If we have an edit that’s more than a simple change, I often write a note explaining—or I avoid making the decision myself and ask the writer what they think would be a good fix. And even the above aren’t dictates; over the years, I’ve become accustomed to prose writers using comma splices for pacing or effect, for example. In my early days as an editor, I would always try to eliminate those.

Working with authors:

The sixth C, as Nicola puts it, is cool. We need to keep our own philosophy in mind and be cool about the process, enthusiastic but not possessive, knowing that not all writers enjoy the experience of being edited. But to be honest, 99 percent of them are open to suggestions, and I do note in my comments that the writer can call poetic/artistic license if there’s something they want to retain.

Overall, in my phrasing of queries, I emphasize collaboration. I learn all the time from writers’ responses to our edits, and some interactions have changed my mind about policies. For example, in my first year or two, I was editing an essay that included phrases in Spanish. I took to heart too seriously Chicago’s guideline about italicizing languages other than English, and I did so throughout the essay.

The writer asked to have them back in regular text, and in her explanations for why, I realized that such formatting made foreign languages seem “other” than English in a way that wasn’t helpful.
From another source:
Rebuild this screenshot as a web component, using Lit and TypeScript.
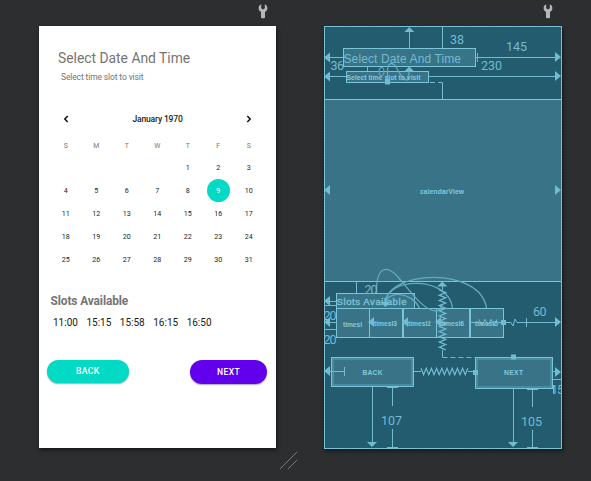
import { LitElement, html, svg, css } from "lit";
import { customElement } from "lit/decorators.js";

const WEEKDAYS = ["S", "M", "T", "W", "T", "F", "S"];
const SLOTS = ["11:00", "15:15", "15:58", "16:15", "16:50"];

@customElement("tool-wrench")
class ToolWrench extends LitElement {
  static styles = css`
    :host { display: block; width: 10px; height: 15px; }
    svg { display: block; }
    path { fill: #b4b6b8; }
  `;
  render() {
    return html`<svg width="10" height="15" viewBox="0 0 10 15">
      <path d="M3.2 .2V4.3L5 5.4 6.8 4.3V.2C8.6 .8 9.4 2.5 9.4 4.2 9.4 6 8.4 7.2 7 7.9V13.2Q7 14.3 5.9 14.3H4.1Q3 14.3 3 13.2V7.9C1.6 7.2.6 6 .6 4.2.6 2.5 1.4.8 3.2.2Z" />
    </svg>`;
  }
}

@customElement("design-preview")
class DesignPreview extends LitElement {
  static styles = css`
    :host {
      display: flex; flex-direction: column; box-sizing: border-box;
      width: 237px; height: 422px; background: #fff; color: #757575;
      box-shadow: 1px 2px 4px rgba(0, 0, 0, .55);
      font-family: Roboto, sans-serif;
    }
    .title { margin: 24px 0 0 19px; font-size: 13.85px; line-height: 16px; white-space: nowrap; }
    .subtitle { margin: 6px 0 0 22px; font-size: 8.5px; letter-spacing: -.13px; line-height: 11px; white-space: nowrap; }
    .month { display: flex; align-items: center; justify-content: space-between; height: 14px; margin: 29px 24px 0 24px; color: #1c1c1c; font-size: 8.5px; letter-spacing: -.15px; font-weight: 500; }
    .month svg { width: 6px; height: 8px; fill: none; stroke: #111; stroke-width: 1.5; }
    .grid { display: grid; grid-template-columns: repeat(7, 30.5px); grid-template-rows: 20px repeat(5, 23px); margin: 10px 0 0 11.5px; text-align: center; align-items: center; justify-items: center; color: #222; font-size: 7.1px; }
    .weekday { color: #777; font-size: 6.9px; }
    .day { width: 23px; height: 23px; line-height: 23px; border-radius: 50%; }
    .selected { background: #03dac5; color: #fff; }
    .heading { margin: 23px 0 0 11.5px; font-size: 11.9px; letter-spacing: -.1px; line-height: 14px; font-weight: 700; white-space: nowrap; }
    .slots { display: flex; gap: 8.5px; margin: 8px 0 0 14px; color: #202020; font-size: 10px; line-height: 14px; }
    .actions { display: flex; justify-content: space-between; align-items: flex-start; margin: 30px 9px 0 8px; }
    .button { height: 23px; width: 81.5px; line-height: 23.5px; border-radius: 12px; text-align: center; font-size: 8.5px; font-weight: 500; letter-spacing: .45px; color: #fff; box-shadow: 0 1px 1.5px rgba(0, 0, 0, .35); }
    .back { background: #03dac5; }
    .next { background: #6200ee; width: 77px; height: 24px; line-height: 24px; }
  `;
  render() {
    const days = Array.from({ length: 31 }, (_, i) => i + 1);
    return html`
      <div class="title">Select Date And Time</div>
      <div class="subtitle">Select time slot to visit</div>
      <div class="month">
        <svg viewBox="0 0 6 8"><path d="M4.7 1 1.8 4 4.7 7" /></svg>
        <span>January 1970</span>
        <svg viewBox="0 0 6 8"><path d="M1.3 1 4.2 4 1.3 7" /></svg>
      </div>
      <div class="grid">
        ${WEEKDAYS.map((d) => html`<span class="weekday">${d}</span>`)}
        ${[0, 1, 2, 3].map(() => html`<span></span>`)}
        ${days.map((d) => html`<span class="day ${d === 9 ? "selected" : ""}">${d}</span>`)}
      </div>
      <div class="heading">Slots Available</div>
      <div class="slots">${SLOTS.map((s) => html`<span>${s}</span>`)}</div>
      <div class="actions">
        <div class="button back">BACK</div>
        <div class="button next">NEXT</div>
      </div>
    `;
  }
}

type Label = [text: string, x: number, y: number, width: number];

const DIMENSIONS: Label[] = [
  ["38", 450, 44, 14], ["145", 506, 51, 21], ["230", 481, 70, 21],
  ["36", 330.5, 70, 13.5], ["20", 364.5, 294, 13], ["20", 323.5, 320, 13],
  ["20", 323.5, 344, 13], ["60", 533, 316, 13.5], ["107", 381, 425, 21],
  ["105", 521, 426, 21], ["15", 551, 394, 13],
];
const NAMES: Label[] = [
  ["Select time slot to visit", 346.5, 79.5, 74], ["calendarView", 420, 193.5, 44],
  ["timesl", 343, 326.5, 19], ["timesl3", 374, 326, 23], ["timesl2", 408, 326, 23],
  ["timesl6", 441, 326, 23], ["timesl5", 475, 326, 23],
  ["BACK", 362.5, 375, 20], ["NEXT", 504, 375, 19],
];
const LEFT = [[325, 57.5], [325, 76.5], [325, 190], [325, 301], [325, 322], [325, 371], [369, 322], [403, 322], [436, 322]];
const RIGHT = [[561, 57], [561, 76], [561, 190], [561, 322], [561, 372]];
const UP = [[409.3, 27], [409.3, 66.5], [442.3, 281.5]];
const DOWN = [[372, 447], [513, 447], [385.5, 307]];
const CELLS = [336.5, 369.5, 403.5, 436.5, 470.5];
const HANDLES = [[387.5, 82], [503.5, 322.5], [513.5, 357], [475.5, 372.5]];

// Spring drawn as alternating offsets around an axis.
const spring = (from: number, to: number, axis: number, step: number, vertical: boolean) => {
  const pts: string[] = [];
  for (let p = from, i = 0; p <= to; p += step, i++) {
    const off = axis + (i % 2 ? 3.2 : -3.2);
    pts.push(vertical ? `${off},${p}` : `${p},${off}`);
  }
  return pts.join(" ");
};

@customElement("blueprint-view")
class BlueprintView extends LitElement {
  static styles = css`
    :host { display: block; width: 238px; height: 423px; box-shadow: 1px 2px 4px rgba(0, 0, 0, .55); }
    svg { display: block; background: #235c6f; }
    .edge { fill: none; stroke: #5fa9bf; }
    .frame { fill: none; stroke: #86cce0; stroke-dasharray: 2 1; }
    .box { fill: #387387; stroke: #7bc5da; }
    .inner { fill: none; stroke: #5ba3b8; }
    .line { fill: none; stroke: #74bbd0; }
    .spring { fill: none; stroke: #74bbd0; stroke-width: 1.25; }
    .curve { fill: none; stroke: #64abc1; stroke-width: 1.3; }
    .dashed { fill: none; stroke: #74bbd0; stroke-dasharray: 5 3; }
    .solid { fill: #72bbd1; }
    .dimension { fill: #72bbd1; font: 12.5px Roboto, sans-serif; }
    .faint { fill: #5fa5ba; }
    .heading { fill: #72bbd1; font: 12px "Liberation Sans", sans-serif; }
    .slots { fill: #7bc3d7; font: 9.6px "Liberation Sans", sans-serif; stroke: #7bc3d7; stroke-width: .35; }
    .name { fill: #82cadd; font: bold 6.7px "Liberation Sans", sans-serif; }
  `;
  label = ([t, x, y, w]: Label, cls: string) =>
    svg`<text class=${cls} x=${x} y=${y} textLength=${w}>${t}</text>`;
  render() {
    return html`<svg width="238" height="423" viewBox="324 26 238 423">
      <rect class="box" x="324.5" y="99.5" width="237" height="182" />
      <rect class="box" x="343.5" y="48.5" width="132" height="18" />
      <rect class="box" x="346.5" y="71.5" width="82" height="11" />
      <rect class="box" x="336.5" y="293.5" width="78" height="15" />
      ${CELLS.map((x) => svg`<rect class="box" x=${x} y="308.5" width="33" height="29" />`)}
      <rect class="box" x="331.5" y="357.5" width="82" height="29" />
      <rect class="inner" x="333" y="359" width="79" height="26" />
      <rect class="box" x="475.5" y="357.5" width="77" height="31" />
      <rect class="inner" x="477" y="359" width="74" height="28" />
      <rect class="edge" x="324.5" y="26.5" width="237" height="422" />
      <rect class="frame" x="324.5" y="26.5" width="237" height="422" />

      <path class="line" d="M409.5 31V48M442.5 27V48M367.5 67V71M330 57.5H346M330 76.5H346M476 57.5H556M477.5 53V62M429 76.5H556" />
      <path class="dashed" d="M430 82.5H442.5" />
      <path class="line" d="M442.5 82.5V99" />
      <path class="curve" d="M387.5 81V70C388 62 393 62 396 67S402 79 407 80Q409 80 409 71" />

      <path class="line" d="M356.5 281V293M330 301.5H337M324 305.5H337M330 322.5H337M324 329.5H337" />
      <path class="curve" d="M376.5 293C376 264 388 266 398 277S423 311 436 311Q440 311 442 305" />
      <path class="curve" d="M385.5 303C387 270 480 266 486.5 308" />
      <path class="curve" d="M385.5 303C386 276 449 276 452.5 308" />
      <path class="curve" d="M385.5 303C388 290 412 292 419.5 308" />
      <polyline class="spring" points=${spring(290, 350, 442.5, 2.6, true)} />
      <path class="line" d="M442.5 286V290M442.5 350V357" />
      <path class="dashed" d="M442.5 357.5H475" />
      <polyline class="line" points=${spring(479, 498, 322.5, 3, false)} />
      <path class="line" d="M470 322.5H479M498 322.5H511L513 326 515 319 517 322.5H526M526.5 318V327M526.5 322.5H556" />

      <path class="line" d="M414 371.5H421M468 371.5H475M330 371.5H344.5M344.5 367V376M552 371.5H556M552 379.5H562M553.5 385V394" />
      <polyline class="spring" points=${spring(421, 468, 371.5, 2.6, false)} />
      <path class="line" d="M372.5 387V442M392.5 387V406M392.5 429V448M387 387.5H398M387 447.5H398" />
      <path class="line" d="M513.5 389V442M532.5 389V407M532.5 430V448M527 389.5H538M527 447.5H538" />

      ${LEFT.map(([x, y]) => svg`<path class="solid" d="M${x - 1} ${y}l6-5v10z" />`)}
      ${RIGHT.map(([x, y]) => svg`<path class="solid" d="M${x} ${y}l-6-5v10z" />`)}
      ${UP.map(([x, y]) => svg`<path class="solid" d="M${x} ${y}l5 5h-10z" />`)}
      ${DOWN.map(([x, y]) => svg`<path class="solid" d="M${x} ${y}l5-5h-10z" />`)}
      ${HANDLES.map(([x, y]) => svg`<rect class="solid" x=${x - 2.5} y=${y - 2.5} width="5" height="5" />`)}

      <text class="heading" x="343.5" y="63" textLength="117.5">Select Date And Time</text>
      <text class="slots" x="336.5" y="305" textLength="70">Slots Available</text>
      ${DIMENSIONS.map((l) => this.label(l, "dimension"))}
      <text class="dimension faint" x="378" y="76">0</text>
      ${NAMES.map((l) => this.label(l, "name"))}
    </svg>`;
  }
}

@customElement("app-root")
class AppRoot extends LitElement {
  static styles = css`
    :host { display: block; width: 591px; height: 481px; overflow: hidden; background: #2d2e30; }
    .surface { display: grid; grid-template-columns: 237px 238px; column-gap: 48px; padding: 4px 0 0 39px; }
    .pane { display: flex; flex-direction: column; gap: 7px; }
    .tool { align-self: flex-end; margin-right: 8px; }
    .second { margin-right: 9px; }
    .resize { display: block; margin: 3px 0 0 280px; fill: none; stroke: #77797b; }
  `;
  render() {
    return html`
      <div class="surface">
        <div class="pane"><tool-wrench class="tool"></tool-wrench><design-preview></design-preview></div>
        <div class="pane"><tool-wrench class="tool second"></tool-wrench><blueprint-view></blueprint-view></div>
      </div>
      <svg class="resize" width="18" height="18" viewBox="0 0 18 18"><path d="M0 17 17 0M8 17 17 8" /></svg>
    `;
  }
}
As I said in a post at the time, “For bilingual (or multilingual) authors, English exists alongside of and is interwoven with the other language(s), so it feels false to distinguish between them in that typographic way.” Even if the author isn’t from a bilingual background, we’ve started to encourage keeping words from foreign language in regular text formatting, unless an overlap with an English word could cause confusion.

Copyediting, then, for me has been an ever-evolving process, from my training in the five C’s with Nicola Mason to interactions with writers. That unquestioning adherence to guidelines demonstrated a lack of cultural competency on my part and led to a change in policy at the magazine itself.


In a later column I’ll give some examples of edits in action from each of our three genres. If you’re passionate about learning more about copyediting in the meantime, check out Chapter 2 of The Chicago Manual of Style, sections 2.53 through 2.104 (if you don’t have institutional access, check with your public library).